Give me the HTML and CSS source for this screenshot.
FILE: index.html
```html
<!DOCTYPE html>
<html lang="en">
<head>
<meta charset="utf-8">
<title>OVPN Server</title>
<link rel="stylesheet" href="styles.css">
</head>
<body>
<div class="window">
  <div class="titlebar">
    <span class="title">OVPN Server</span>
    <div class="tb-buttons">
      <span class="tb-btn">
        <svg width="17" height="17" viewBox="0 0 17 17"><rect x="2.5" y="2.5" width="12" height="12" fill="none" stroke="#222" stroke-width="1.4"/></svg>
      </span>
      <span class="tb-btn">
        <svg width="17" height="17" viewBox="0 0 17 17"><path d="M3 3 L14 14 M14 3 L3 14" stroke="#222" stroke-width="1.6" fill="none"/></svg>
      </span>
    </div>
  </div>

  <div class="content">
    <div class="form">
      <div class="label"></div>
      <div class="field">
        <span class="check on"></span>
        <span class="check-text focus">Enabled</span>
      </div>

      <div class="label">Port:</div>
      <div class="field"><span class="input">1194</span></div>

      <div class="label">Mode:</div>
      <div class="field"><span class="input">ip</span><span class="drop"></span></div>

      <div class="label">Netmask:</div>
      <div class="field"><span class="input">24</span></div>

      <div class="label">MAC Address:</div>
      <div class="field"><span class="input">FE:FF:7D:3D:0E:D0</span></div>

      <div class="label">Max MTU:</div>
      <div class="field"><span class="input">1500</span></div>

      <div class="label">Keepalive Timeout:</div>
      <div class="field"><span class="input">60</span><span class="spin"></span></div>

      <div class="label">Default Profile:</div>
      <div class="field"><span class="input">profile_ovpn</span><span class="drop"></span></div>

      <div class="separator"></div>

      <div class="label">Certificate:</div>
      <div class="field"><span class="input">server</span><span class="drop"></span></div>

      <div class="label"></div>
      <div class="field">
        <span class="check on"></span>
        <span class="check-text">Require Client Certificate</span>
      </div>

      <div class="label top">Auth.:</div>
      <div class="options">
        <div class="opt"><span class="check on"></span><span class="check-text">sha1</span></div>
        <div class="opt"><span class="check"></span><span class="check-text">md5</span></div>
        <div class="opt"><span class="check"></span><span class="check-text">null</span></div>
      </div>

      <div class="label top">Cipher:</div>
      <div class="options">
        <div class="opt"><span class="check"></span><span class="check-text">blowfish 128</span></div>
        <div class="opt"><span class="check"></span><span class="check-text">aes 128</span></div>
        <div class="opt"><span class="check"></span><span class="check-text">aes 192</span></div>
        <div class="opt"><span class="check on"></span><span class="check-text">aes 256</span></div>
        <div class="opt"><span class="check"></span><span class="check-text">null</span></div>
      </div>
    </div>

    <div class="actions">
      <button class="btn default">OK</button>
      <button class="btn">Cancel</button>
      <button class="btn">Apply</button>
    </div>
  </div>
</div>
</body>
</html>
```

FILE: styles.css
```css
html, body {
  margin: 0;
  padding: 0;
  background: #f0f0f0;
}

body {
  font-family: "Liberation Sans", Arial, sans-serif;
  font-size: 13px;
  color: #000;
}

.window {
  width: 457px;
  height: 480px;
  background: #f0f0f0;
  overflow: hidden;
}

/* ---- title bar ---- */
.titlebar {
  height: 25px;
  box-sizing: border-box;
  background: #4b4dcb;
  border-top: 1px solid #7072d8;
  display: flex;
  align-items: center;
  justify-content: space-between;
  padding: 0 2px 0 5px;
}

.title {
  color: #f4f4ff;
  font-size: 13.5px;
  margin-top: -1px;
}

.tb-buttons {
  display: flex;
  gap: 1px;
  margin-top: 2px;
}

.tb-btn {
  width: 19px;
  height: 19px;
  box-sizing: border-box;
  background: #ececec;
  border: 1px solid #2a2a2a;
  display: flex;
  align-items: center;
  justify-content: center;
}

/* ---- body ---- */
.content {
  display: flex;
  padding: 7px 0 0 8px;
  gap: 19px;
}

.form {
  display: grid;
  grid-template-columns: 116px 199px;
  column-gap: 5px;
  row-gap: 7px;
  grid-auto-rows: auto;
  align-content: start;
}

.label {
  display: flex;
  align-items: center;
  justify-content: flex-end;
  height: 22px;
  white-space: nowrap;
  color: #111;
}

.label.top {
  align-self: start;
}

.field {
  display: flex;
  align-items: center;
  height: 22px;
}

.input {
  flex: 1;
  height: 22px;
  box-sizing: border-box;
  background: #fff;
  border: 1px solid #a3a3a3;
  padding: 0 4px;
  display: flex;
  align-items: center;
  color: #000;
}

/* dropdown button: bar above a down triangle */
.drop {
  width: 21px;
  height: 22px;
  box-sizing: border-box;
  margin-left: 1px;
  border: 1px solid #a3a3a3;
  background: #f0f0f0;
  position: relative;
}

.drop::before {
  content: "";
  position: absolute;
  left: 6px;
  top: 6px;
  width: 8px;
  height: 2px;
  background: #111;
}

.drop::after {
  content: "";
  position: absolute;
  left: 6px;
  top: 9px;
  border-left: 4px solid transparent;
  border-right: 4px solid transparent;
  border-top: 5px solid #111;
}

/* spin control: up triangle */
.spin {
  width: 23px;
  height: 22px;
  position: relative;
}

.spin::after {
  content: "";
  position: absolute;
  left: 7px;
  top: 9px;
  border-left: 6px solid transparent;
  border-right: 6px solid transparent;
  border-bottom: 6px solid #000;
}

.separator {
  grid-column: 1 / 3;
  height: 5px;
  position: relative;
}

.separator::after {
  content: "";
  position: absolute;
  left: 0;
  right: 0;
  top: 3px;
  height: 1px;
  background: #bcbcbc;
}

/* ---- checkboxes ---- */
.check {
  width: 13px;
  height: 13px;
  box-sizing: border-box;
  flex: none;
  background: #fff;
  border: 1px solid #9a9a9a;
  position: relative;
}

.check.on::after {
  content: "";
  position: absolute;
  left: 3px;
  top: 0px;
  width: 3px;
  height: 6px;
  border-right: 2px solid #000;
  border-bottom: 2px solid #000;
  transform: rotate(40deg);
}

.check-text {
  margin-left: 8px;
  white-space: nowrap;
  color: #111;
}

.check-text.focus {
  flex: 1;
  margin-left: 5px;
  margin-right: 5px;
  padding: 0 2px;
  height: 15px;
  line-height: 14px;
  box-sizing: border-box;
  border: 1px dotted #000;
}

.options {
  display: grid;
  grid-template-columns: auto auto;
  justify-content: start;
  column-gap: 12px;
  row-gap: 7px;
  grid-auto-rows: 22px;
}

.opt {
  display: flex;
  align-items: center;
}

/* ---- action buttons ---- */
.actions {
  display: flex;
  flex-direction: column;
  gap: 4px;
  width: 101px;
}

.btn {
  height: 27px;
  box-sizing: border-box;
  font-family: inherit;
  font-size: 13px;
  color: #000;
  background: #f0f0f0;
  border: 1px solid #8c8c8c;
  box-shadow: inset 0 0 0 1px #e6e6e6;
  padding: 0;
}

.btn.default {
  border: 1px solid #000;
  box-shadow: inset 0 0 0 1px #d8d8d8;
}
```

● ● ● ● ●

▶ [Work to complete]
Reproduce the material above exactly; please quote every line of it.

▶ [Solution to this problem]
Give me the HTML and CSS source for this screenshot.
FILE: index.html
```html
<!DOCTYPE html>
<html lang="en">
<head>
<meta charset="utf-8">
<title>OVPN Server</title>
<link rel="stylesheet" href="styles.css">
</head>
<body>
<div class="window">
  <div class="titlebar">
    <span class="title">OVPN Server</span>
    <div class="tb-buttons">
      <span class="tb-btn">
        <svg width="17" height="17" viewBox="0 0 17 17"><rect x="2.5" y="2.5" width="12" height="12" fill="none" stroke="#222" stroke-width="1.4"/></svg>
      </span>
      <span class="tb-btn">
        <svg width="17" height="17" viewBox="0 0 17 17"><path d="M3 3 L14 14 M14 3 L3 14" stroke="#222" stroke-width="1.6" fill="none"/></svg>
      </span>
    </div>
  </div>

  <div class="content">
    <div class="form">
      <div class="label"></div>
      <div class="field">
        <span class="check on"></span>
        <span class="check-text focus">Enabled</span>
      </div>

      <div class="label">Port:</div>
      <div class="field"><span class="input">1194</span></div>

      <div class="label">Mode:</div>
      <div class="field"><span class="input">ip</span><span class="drop"></span></div>

      <div class="label">Netmask:</div>
      <div class="field"><span class="input">24</span></div>

      <div class="label">MAC Address:</div>
      <div class="field"><span class="input">FE:FF:7D:3D:0E:D0</span></div>

      <div class="label">Max MTU:</div>
      <div class="field"><span class="input">1500</span></div>

      <div class="label">Keepalive Timeout:</div>
      <div class="field"><span class="input">60</span><span class="spin"></span></div>

      <div class="label">Default Profile:</div>
      <div class="field"><span class="input">profile_ovpn</span><span class="drop"></span></div>

      <div class="separator"></div>

      <div class="label">Certificate:</div>
      <div class="field"><span class="input">server</span><span class="drop"></span></div>

      <div class="label"></div>
      <div class="field">
        <span class="check on"></span>
        <span class="check-text">Require Client Certificate</span>
      </div>

      <div class="label top">Auth.:</div>
      <div class="options">
        <div class="opt"><span class="check on"></span><span class="check-text">sha1</span></div>
        <div class="opt"><span class="check"></span><span class="check-text">md5</span></div>
        <div class="opt"><span class="check"></span><span class="check-text">null</span></div>
      </div>

      <div class="label top">Cipher:</div>
      <div class="options">
        <div class="opt"><span class="check"></span><span class="check-text">blowfish 128</span></div>
        <div class="opt"><span class="check"></span><span class="check-text">aes 128</span></div>
        <div class="opt"><span class="check"></span><span class="check-text">aes 192</span></div>
        <div class="opt"><span class="check on"></span><span class="check-text">aes 256</span></div>
        <div class="opt"><span class="check"></span><span class="check-text">null</span></div>
      </div>
    </div>

    <div class="actions">
      <button class="btn default">OK</button>
      <button class="btn">Cancel</button>
      <button class="btn">Apply</button>
    </div>
  </div>
</div>
</body>
</html>
```

FILE: styles.css
```css
html, body {
  margin: 0;
  padding: 0;
  background: #f0f0f0;
}

body {
  font-family: "Liberation Sans", Arial, sans-serif;
  font-size: 13px;
  color: #000;
}

.window {
  width: 457px;
  height: 480px;
  background: #f0f0f0;
  overflow: hidden;
}

/* ---- title bar ---- */
.titlebar {
  height: 25px;
  box-sizing: border-box;
  background: #4b4dcb;
  border-top: 1px solid #7072d8;
  display: flex;
  align-items: center;
  justify-content: space-between;
  padding: 0 2px 0 5px;
}

.title {
  color: #f4f4ff;
  font-size: 13.5px;
  margin-top: -1px;
}

.tb-buttons {
  display: flex;
  gap: 1px;
  margin-top: 2px;
}

.tb-btn {
  width: 19px;
  height: 19px;
  box-sizing: border-box;
  background: #ececec;
  border: 1px solid #2a2a2a;
  display: flex;
  align-items: center;
  justify-content: center;
}

/* ---- body ---- */
.content {
  display: flex;
  padding: 7px 0 0 8px;
  gap: 19px;
}

.form {
  display: grid;
  grid-template-columns: 116px 199px;
  column-gap: 5px;
  row-gap: 7px;
  grid-auto-rows: auto;
  align-content: start;
}

.label {
  display: flex;
  align-items: center;
  justify-content: flex-end;
  height: 22px;
  white-space: nowrap;
  color: #111;
}

.label.top {
  align-self: start;
}

.field {
  display: flex;
  align-items: center;
  height: 22px;
}

.input {
  flex: 1;
  height: 22px;
  box-sizing: border-box;
  background: #fff;
  border: 1px solid #a3a3a3;
  padding: 0 4px;
  display: flex;
  align-items: center;
  color: #000;
}

/* dropdown button: bar above a down triangle */
.drop {
  width: 21px;
  height: 22px;
  box-sizing: border-box;
  margin-left: 1px;
  border: 1px solid #a3a3a3;
  background: #f0f0f0;
  position: relative;
}

.drop::before {
  content: "";
  position: absolute;
  left: 6px;
  top: 6px;
  width: 8px;
  height: 2px;
  background: #111;
}

.drop::after {
  content: "";
  position: absolute;
  left: 6px;
  top: 9px;
  border-left: 4px solid transparent;
  border-right: 4px solid transparent;
  border-top: 5px solid #111;
}

/* spin control: up triangle */
.spin {
  width: 23px;
  height: 22px;
  position: relative;
}

.spin::after {
  content: "";
  position: absolute;
  left: 7px;
  top: 9px;
  border-left: 6px solid transparent;
  border-right: 6px solid transparent;
  border-bottom: 6px solid #000;
}

.separator {
  grid-column: 1 / 3;
  height: 5px;
  position: relative;
}

.separator::after {
  content: "";
  position: absolute;
  left: 0;
  right: 0;
  top: 3px;
  height: 1px;
  background: #bcbcbc;
}

/* ---- checkboxes ---- */
.check {
  width: 13px;
  height: 13px;
  box-sizing: border-box;
  flex: none;
  background: #fff;
  border: 1px solid #9a9a9a;
  position: relative;
}

.check.on::after {
  content: "";
  position: absolute;
  left: 3px;
  top: 0px;
  width: 3px;
  height: 6px;
  border-right: 2px solid #000;
  border-bottom: 2px solid #000;
  transform: rotate(40deg);
}

.check-text {
  margin-left: 8px;
  white-space: nowrap;
  color: #111;
}

.check-text.focus {
  flex: 1;
  margin-left: 5px;
  margin-right: 5px;
  padding: 0 2px;
  height: 15px;
  line-height: 14px;
  box-sizing: border-box;
  border: 1px dotted #000;
}

.options {
  display: grid;
  grid-template-columns: auto auto;
  justify-content: start;
  column-gap: 12px;
  row-gap: 7px;
  grid-auto-rows: 22px;
}

.opt {
  display: flex;
  align-items: center;
}

/* ---- action buttons ---- */
.actions {
  display: flex;
  flex-direction: column;
  gap: 4px;
  width: 101px;
}

.btn {
  height: 27px;
  box-sizing: border-box;
  font-family: inherit;
  font-size: 13px;
  color: #000;
  background: #f0f0f0;
  border: 1px solid #8c8c8c;
  box-shadow: inset 0 0 0 1px #e6e6e6;
  padding: 0;
}

.btn.default {
  border: 1px solid #000;
  box-shadow: inset 0 0 0 1px #d8d8d8;
}
```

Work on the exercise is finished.